Encouraging employee share ownership doesn’t create a “stakeholder society”. Instead, it can lead to disasters like Enron, where workers have too much riding on the success of one firm.
It is hard not to be in favour of employee share ownership. It gives the people who work for a business a share in its future, both literal and metaphorical. It helps to align the interests of the various stakeholders in a business. It allows everyone to benefit from a company’s success. It introduces people with small savings to the idea of equity investment, in the best way possible – by encouraging them to have shares in the business they know.
No wonder politicians of all parties and all countries have vied with each other to promote employee share ownership. The only opponents are the diminishing ranks of the hard left, who fear that it will blur the irreconcilable divide between capital and labour. That is exactly what most people like about it.
Yet despite all these apparent advantages, employee share ownership is not a good idea. Giving the people who work in a company a financial stake in its success misses the point. Employees already have a financial stake in the success of the business in which they work. If the company does well, they can expect to earn more, win promotion, and have a secure future. If the company does badly, they will lose out.
It has become routine for a company reporting disappointing earnings to announce a
wave of redundancies at the same time. In a knowledge economy, where the value of a company is in its people rather than its physical equipment, it is more and more obvious that the financial interest of workers and shareholders are bound together. You do not need to give employees a share of the company’s assets: they own them already.

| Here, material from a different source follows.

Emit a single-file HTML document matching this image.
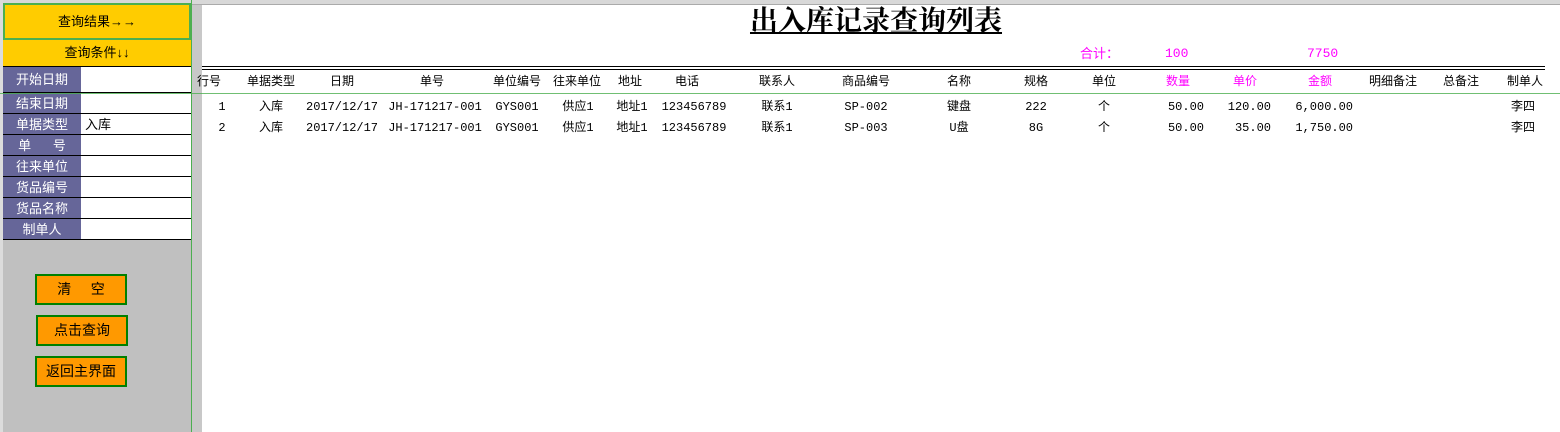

Employee share ownership is a fair weather policy. It is fine so long as share prices always go up. A genuinely independent financial adviser, telling people who worked for a company how best to manage trade-offs between risk and return, would give simple advice: be short in the shares of the company you work for. You have too much invested there already.
Recent legislation, in the UK and the US, has aimed to give sufficient tax breaks to make employee share ownership attractive in spite of these disadvantages. The effect has been to compound the problem. Employee share involvement has grown because of tax advantages. But issuing stock rather than paying cash enables companies to pass business risk over to people who work there. That was what happened at Enron.
The models of employee share ownership that have stood the test of time – and of recession as well as boom – are very different. The employees of John Lewis do not hold any tradeable securities, as they discovered when some bright sparks suggested they should try to cash them in. Their stake is tied to the long term development of the business, and immune to the stock market. If the company fails they will lose their jobs but not their savings – unlike the hapless Enron employees, who are justifiably enraged that the company’s executives encouraged them to buy and did not tell – or even allow – them to sell But what would a scrupulous Enron executive have done? If an employee asks the chief executive of a company whether its shares are worth buying, how can he ever say no? What would become of a business whose managers told its workers ‘now is the time to bail out of our stock’?
No one will ever say that the executives of Enron managed the conflicts of interests involved in their various roles well. But such conflicts of interest are inevitable whenever managers and employees have trading positions in a company’s stock. The danger is that reaction to the Enron fiasco will be in exactly the wrong direction. The pressures are to make employee stock more readily tradeable, but the right response, as in the John Lewis model, is to make it less so.
When Tony Blair, the prime minister, first talked of stakeholding when he was in opposition, he understood that the issue was not how to give employees a stake in the businesses they worked for: it was how to recognise the stake they already had. The challenge was – and is – to develop a genuinely inclusive capitalism, that involves differences in the way companies behave, markets operate and business is regulated.
This is a type of capitalism in which shareholder return is the result, not the objective, of successful business;in which securities markets are mechanisms for financing and refinancing companies. rather than hyperactive casinos;in which employees and investors have the common objectives of satisfying customers and outperforming competitive products;in which the regulation of business, like law generally, is designed to enforce on a minority the behaviour which most people adopt naturally. A society in which everyone is having a punt on the stock market is not at all the same thing.
But under pressure from the people who bought tables at gala dinners, stakeholding was rolled back until all that was left was more tax breaks for employee share ownership and an unpopular new pension scheme. We see the results every night on our television. Pictures of unmasked fraudsters and unsuccessful speculators alternate with abrasive rail union leaders, religious fundamentalists and stone-throwing demonstrators against globalisation. The need to give content to a concept of a third way is ever more urgent.